Depending on option settings, results will be printed to screen and/or a .mat file and/or .html file. This .mat file can be read with printmat('my_pet').

First make sure that estim_options('results_output', 3); is selected, to save the .mat file and report the result in your browser. Then out-comment estim_options('method', 'no'); by placing % in front of it. You start parameter estimation from the initial setting as specified in pars_init_my_pet with estim_options('pars_init_method', 2); using a rather small number of maximum iteration steps (we frequently use 500). Then continuate estimation with estim_options('pars_init_method', 1);, in which case the initial parameter values are taken from results_my_pet.mat, which was created in the previous run. Then continuate just by repeating the last comment (arrow-up + enter) till convergence, or lack of further progress. The significance of this sequence is that during the estimation iteration, the simplex shrinks, and a re-start restores the original size. In this way you reduce (but not eliminate) the probability of arriving at a local minimum of the loss function that is not global.

You can reduce or enhance the effect of particular data sets/points by changing weight coefficients in the mydata-file. If you are satified by the results use mat2pars_init to copy the results from the .mat file into the pars_init-file. Then activate the line estim_options('method', 'no'); again, and select estim_options('results_output', 4); to see the implied properties in your browser, or estim_options('results_output', 5); for comparison with related species.

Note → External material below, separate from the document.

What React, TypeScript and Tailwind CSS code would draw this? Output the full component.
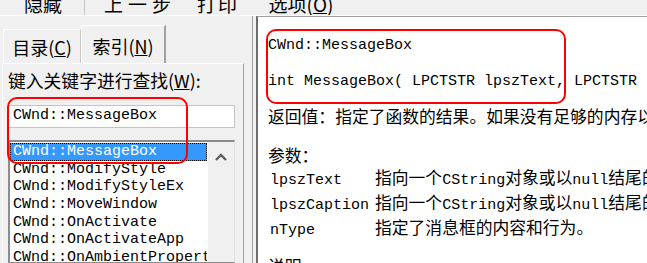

If all seems fine, your entry is ready for submission.

For curators only

The core code estim_pars is a macro around regression function petregr_f (with filters or petregr without; model-specific filters prevent the estimation process to sample outside the allowed parameter space); options can be set with estim_options. Fix or release settings of parameters and chemical parameters are always taken from pars_init_my_pet; the parameters values might be set by get_pars if estim_options('pars_init_method', 0) (and parameters are free, not fixed) or are set by results_my_pet.mat if estim_options('pars_init_method', 1). The function matisinit can be used to check if the values in results_my_pet.mat equal those in pars_init_my_pet. If so, the .mat file was not produced via estim_pars and method-option 0 was used in combination with output-option 1 or 2.
filters
This regression function uses filters for the various models, such as filter_std, while warnings are specified by e.g. warning_std. Filter holds are reported by print_filterflag in estim_pars. Customized filters can be build into the predict-file, directly after unpacking of inputs, by conditionally emptying output Prd_data, setting info = 0 and return.
weights/errors
Weight coefficients are set by setweights. Relative errors are computed by mre_st; These means are about the absolute values of the relative errrors.
pseudodata
Pseudodata is data for (simple functions of) parameter values, while data and their predictions still might differ. They are used to avoid unrealistic values for poorly determined parameters. Pseudodata is added with addpseudodata, removed by rmpseudodata and predicted by predict_pseudodata.
automized initial estimates
Automized initial parameters estimates are generated with get_pars, which is a macro around get_pars_2 till 9. Specific density of biomass is set by get_d_V on the basis of taxonomic relationship.
several species
The code allows for parameter estimation of several species simultaneously. The function mydata_pets catenates mydata files, predict_pets catenates predict files, and result_pets does the same with results files.